The Old Mother Hen: Why Repeat and Referral Beat Chasing New Leads

There’s an old saying in business: don’t kill the hen for one egg—raise the hen. A new customer is an egg: win one and there’s one less, and they keep getting more expensive. An existing customer is a hen: raise her well and she lays for you every day—one hen, five years of eggs.

Why are repeat customers and referrals worth so much? Because they push up two of the numbers inside customer lifetime value at the same time:

  • Longer lifespan: a customer who stays eight years instead of four doubles their lifetime value—and you spent not one extra ringgit on acquisition
  • Higher frequency: a trusted, existing customer goes from buying 3 times a year to 5, pulling lifetime value up again
  • Referrals are near-zero-cost new customers: a friend introduced by an existing customer costs you close to RM0 in acquisition—a free new hen—and referred customers usually trust you more and buy faster

This is why pouring money into chasing new leads often loses to simply serving your current customers well. A new customer costs you RM200 a head; retaining existing ones and taking referrals is cheaper, faster, and carries a higher lifetime value. Shift your marketing budget from “all-in on new customers” to “half held back for retention and referral,” and your overall customer lifetime value climbs visibly.

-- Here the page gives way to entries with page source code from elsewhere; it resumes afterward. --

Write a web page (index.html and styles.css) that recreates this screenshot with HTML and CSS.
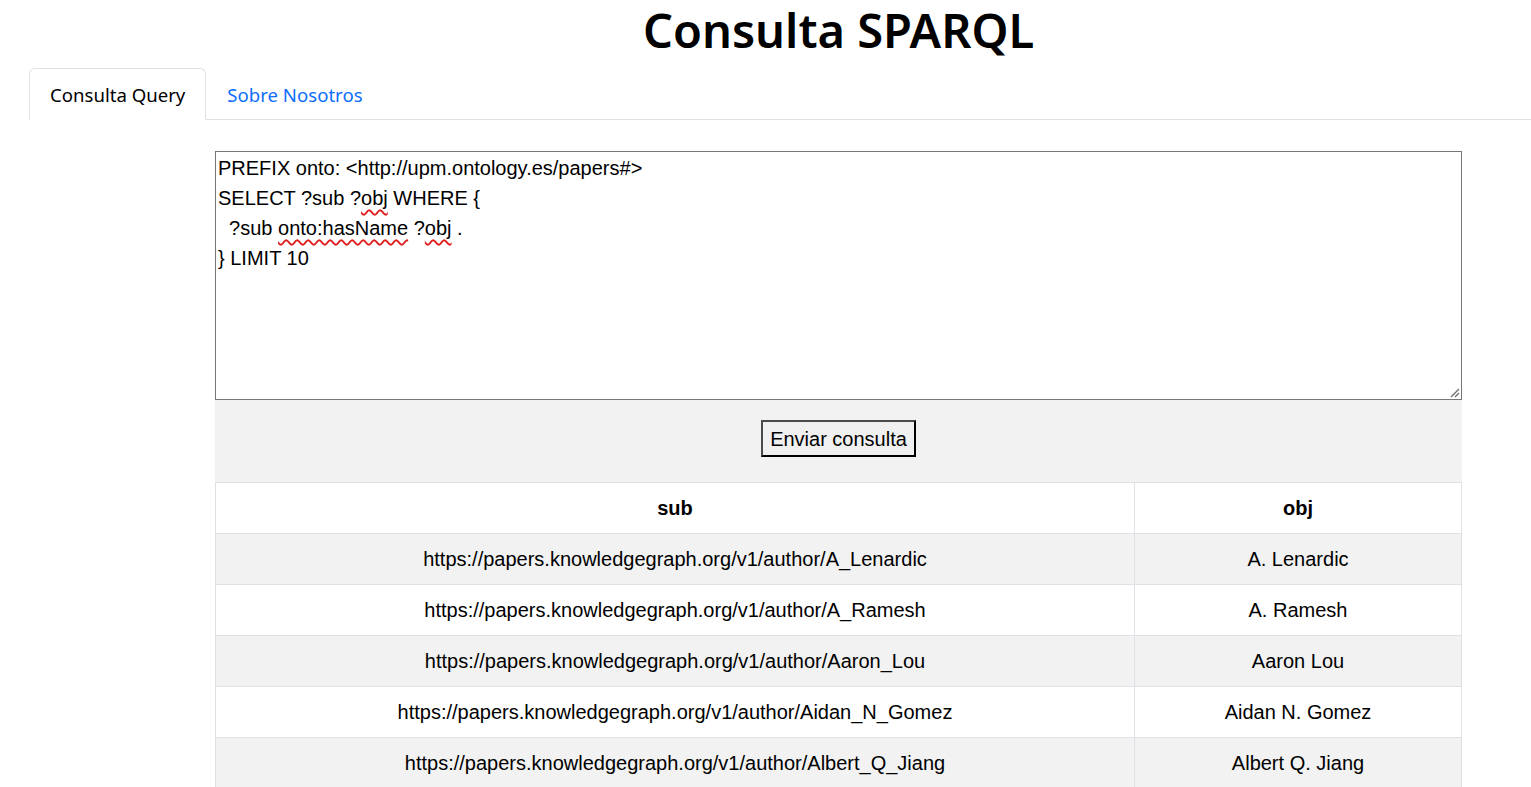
FILE: index.html
```html
<!DOCTYPE html>
<html lang="es">
<head>
<meta charset="utf-8">
<title>Consulta SPARQL</title>
<link rel="stylesheet" href="styles.css">
</head>
<body>
<header class="head">
  <h1 class="title">Consulta SPARQL</h1>
</header>
<nav class="tabs">
  <a class="tab active">Consulta Query</a>
  <a class="tab">Sobre Nosotros</a>
</nav>
<main class="main">
  <form class="form">
    <div class="editor">
      <div class="code">PREFIX onto: &lt;http://upm.ontology.es/papers#&gt;
SELECT ?sub ?<span class="sp">obj</span> WHERE {
  ?sub <span class="sp">onto:hasName</span> ?<span class="sp">obj</span> .
} LIMIT 10</div>
      <svg class="grip" width="12" height="12" viewBox="0 0 12 12"><path d="M11 3 L3 11 M11 7 L7 11" stroke="#6b6b6b" stroke-width="1.3" fill="none"/></svg>
    </div>
    <div class="actions">
      <button type="button" class="btn">Enviar consulta</button>
    </div>
  </form>
  <table class="results">
    <thead>
      <tr><th class="c-sub">sub</th><th class="c-obj">obj</th></tr>
    </thead>
    <tbody>
      <tr><td>https://papers.knowledgegraph.org/v1/author/A_Lenardic</td><td>A. Lenardic</td></tr>
      <tr><td>https://papers.knowledgegraph.org/v1/author/A_Ramesh</td><td>A. Ramesh</td></tr>
      <tr><td>https://papers.knowledgegraph.org/v1/author/Aaron_Lou</td><td>Aaron Lou</td></tr>
      <tr><td>https://papers.knowledgegraph.org/v1/author/Aidan_N_Gomez</td><td>Aidan N. Gomez</td></tr>
      <tr><td>https://papers.knowledgegraph.org/v1/author/Albert_Q_Jiang</td><td>Albert Q. Jiang</td></tr>
      <tr><td>https://papers.knowledgegraph.org/v1/author/Alec_Radford</td><td>Alec Radford</td></tr>
      <tr><td>https://papers.knowledgegraph.org/v1/author/Alexander_Kolesnikov</td><td>Alexander Kolesnikov</td></tr>
      <tr><td>https://papers.knowledgegraph.org/v1/author/Alexey_Dosovitskiy</td><td>Alexey Dosovitskiy</td></tr>
      <tr><td>https://papers.knowledgegraph.org/v1/author/Ali_Ghodsi</td><td>Ali Ghodsi</td></tr>
      <tr><td>https://papers.knowledgegraph.org/v1/author/Amanda_Askell</td><td>Amanda Askell</td></tr>
    </tbody>
  </table>
</main>
</body>
</html>
```

FILE: styles.css
```css
html, body {
  margin: 0;
  padding: 0;
  background: #fff;
  color: #000;
}
body {
  font-family: "Noto Sans", "Open Sans", sans-serif;
}
.head {
  padding-left: 215px;
  width: 1247px;
}
.title {
  margin: 0;
  height: 60px;
  font-size: 47px;
  font-weight: 600;
  line-height: 60px;
  text-align: center;
  color: #000;
}
.tabs {
  display: flex;
  margin: 8px 0 0 29px;
  border-bottom: 1px solid #dee2e6;
  height: 51px;
}
.tab {
  display: block;
  padding: 1px 20px 0;
  font-size: 18.6px;
  line-height: 50px;
  color: #0d6efd;
  border: 1px solid transparent;
  border-top-left-radius: 6px;
  border-top-right-radius: 6px;
  margin-bottom: -1px;
  cursor: pointer;
}
.tab.active {
  color: #000;
  background: #fff;
  border-color: #dee2e6 #dee2e6 #fff;
}
.main {
  margin: 31px 0 0 215px;
  width: 1247px;
}
.form {
  background: #f2f2f2;
}
.editor {
  position: relative;
  box-sizing: border-box;
  height: 249px;
  border: 1px solid #767676;
  background: #fff;
}
.code {
  padding: 1px 2px;
  font-family: "Liberation Sans", Arial, sans-serif;
  font-size: 20px;
  line-height: 30px;
  white-space: pre;
  color: #000;
}
.sp {
  text-decoration: underline wavy #e02020;
  text-decoration-thickness: 1.5px;
  text-underline-offset: 4px;
}
.grip {
  position: absolute;
  right: 1px;
  bottom: 1px;
}
.actions {
  display: flex;
  justify-content: center;
  padding: 20px 0 25px;
}
.btn {
  font-family: "Liberation Sans", Arial, sans-serif;
  font-size: 20px;
  line-height: 23px;
  padding: 6px 7px 4px;
  background: #f0f0f0;
  color: #000;
  border: 2px solid;
  border-color: #4a4a4a #000 #000 #4a4a4a;
  border-radius: 0;
}
.results {
  width: 1247px;
  border-collapse: collapse;
  font-family: "Liberation Sans", Arial, sans-serif;
  font-size: 20px;
}
.results th,
.results td {
  border: 1px solid #dee2e6;
  height: 50px;
  padding: 0 8px;
  text-align: center;
  vertical-align: middle;
  line-height: 24px;
}
.results th {
  font-weight: bold;
}
.c-sub { width: 902px; }
.results tbody tr:nth-child(odd) td {
  background: #f2f2f2;
}
```
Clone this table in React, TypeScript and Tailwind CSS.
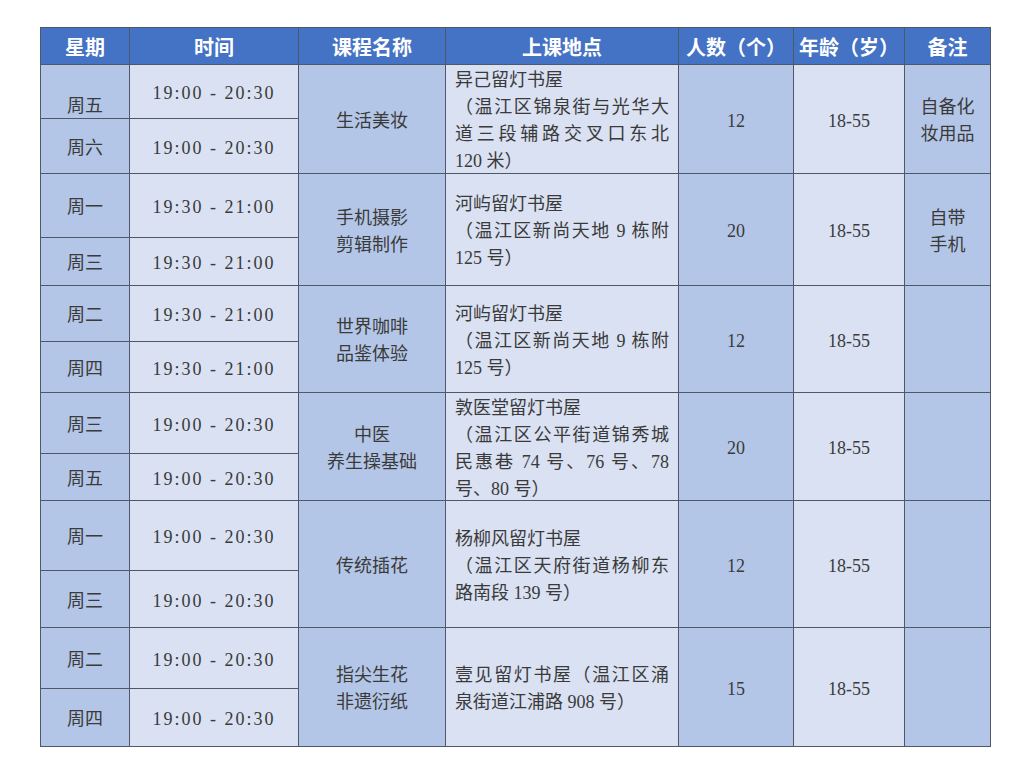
import React from "react";

type Line = { t: string; j?: boolean };
type Group = {
  days: [string, string];
  dayShift?: boolean;
  times: [string, string];
  course: string[];
  loc: Line[];
  num: string;
  age: string;
  note: string[];
};

const groups: Group[] = [
  {
    days: ["周五", "周六"],
    dayShift: true,
    times: ["19:00 - 20:30", "19:00 - 20:30"],
    course: ["生活美妆"],
    loc: [
      { t: "异己留灯书屋" },
      { t: "（温江区锦泉街与光华大", j: true },
      { t: "道三段辅路交叉口东北", j: true },
      { t: "120 米）" },
    ],
    num: "12",
    age: "18-55",
    note: ["自备化", "妆用品"],
  },
  {
    days: ["周一", "周三"],
    times: ["19:30 - 21:00", "19:30 - 21:00"],
    course: ["手机摄影", "剪辑制作"],
    loc: [
      { t: "河屿留灯书屋" },
      { t: "（温江区新尚天地 9 栋附", j: true },
      { t: "125 号）" },
    ],
    num: "20",
    age: "18-55",
    note: ["自带", "手机"],
  },
  {
    days: ["周二", "周四"],
    times: ["19:30 - 21:00", "19:30 - 21:00"],
    course: ["世界咖啡", "品鉴体验"],
    loc: [
      { t: "河屿留灯书屋" },
      { t: "（温江区新尚天地 9 栋附", j: true },
      { t: "125 号）" },
    ],
    num: "12",
    age: "18-55",
    note: [],
  },
  {
    days: ["周三", "周五"],
    times: ["19:00 - 20:30", "19:00 - 20:30"],
    course: ["中医", "养生操基础"],
    loc: [
      { t: "敦医堂留灯书屋" },
      { t: "（温江区公平街道锦秀城", j: true },
      { t: "民惠巷 74 号、76 号、78", j: true },
      { t: "号、80 号）" },
    ],
    num: "20",
    age: "18-55",
    note: [],
  },
  {
    days: ["周一", "周三"],
    times: ["19:00 - 20:30", "19:00 - 20:30"],
    course: ["传统插花"],
    loc: [
      { t: "杨柳风留灯书屋" },
      { t: "（温江区天府街道杨柳东", j: true },
      { t: "路南段 139 号）" },
    ],
    num: "12",
    age: "18-55",
    note: [],
  },
  {
    days: ["周二", "周四"],
    times: ["19:00 - 20:30", "19:00 - 20:30"],
    course: ["指尖生花", "非遗衍纸"],
    loc: [
      { t: "壹见留灯书屋（温江区涌", j: true },
      { t: "泉街道江浦路 908 号）" },
    ],
    num: "15",
    age: "18-55",
    note: [],
  },
];

const headers = ["星期", "时间", "课程名称", "上课地点", "人数（个）", "年龄（岁）", "备注"];

const dark = "bg-[#b4c6e7]";
const light = "bg-[#d9e1f2]";

export default function App() {
  return (
    <div className="min-h-[773px] w-[1024px] bg-white pl-[40px] pt-[27px]">
      <div
        className="grid w-[951px] gap-px border border-[#4f5868] bg-[#4f5868] text-[18px] leading-[27px] text-[#3a3a3a] grid-cols-[88px_168px_146px_232px_114px_110px_85px] grid-rows-[36px_53px_54px_63px_47px_55px_50px_60px_46px_69px_56px_60px_57px]"
        style={{ fontFamily: '"Liberation Serif", "Noto Sans CJK SC", serif' }}
      >
        {headers.map((h) => (
          <div
            key={h}
            className="flex items-center justify-center bg-[#4472c4] text-[20px] font-bold text-white"
            style={{ fontFamily: '"Noto Sans CJK SC", "Noto Sans", sans-serif' }}
          >
            {h}
          </div>
        ))}
        {groups.map((g, gi) => (
          <React.Fragment key={gi}>
            <div className={`flex justify-center ${dark} ${g.dayShift ? "items-start pt-[28px]" : "items-center pt-[4px]"}`}>
              {g.days[0]}
            </div>
            <div className={`flex items-center justify-center pt-[4px] tracking-[2px] ${light}`}>{g.times[0]}</div>
            <div className={`row-span-2 flex flex-col items-center justify-center pt-[4px] ${dark}`}>
              {g.course.map((c) => (
                <div key={c}>{c}</div>
              ))}
            </div>
            <div className={`row-span-2 flex flex-col justify-center px-[9px] pt-[4px] ${light}`}>
              {g.loc.map((l, li) => (
                <div key={li} className={l.j ? "text-justify [text-align-last:justify]" : "text-left"}>
                  {l.t}
                </div>
              ))}
            </div>
            <div className={`row-span-2 flex items-center justify-center pt-[4px] ${dark}`}>{g.num}</div>
            <div className={`row-span-2 flex items-center justify-center pt-[4px] ${light}`}>{g.age}</div>
            <div className={`row-span-2 flex flex-col items-center justify-center pt-[4px] ${dark}`}>
              {g.note.map((n) => (
                <div key={n}>{n}</div>
              ))}
            </div>
            <div className={`flex items-center justify-center pt-[4px] ${dark}`}>{g.days[1]}</div>
            <div className={`flex items-center justify-center pt-[4px] tracking-[2px] ${light}`}>{g.times[1]}</div>
          </React.Fragment>
        ))}
      </div>
    </div>
  );
}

Two Lines to Add to Your Internal Accounts

Your internal accounts—the set you actually run the business on, not the set you file for tax—need two lines beyond profit: one for “customer lifetime value” and one for “customer acquisition cost.” Put those two numbers side by side and you instantly know whether each customer pays off and whether your marketing spend is worth it. That tells you more about the strength of the business than this month’s revenue ever will.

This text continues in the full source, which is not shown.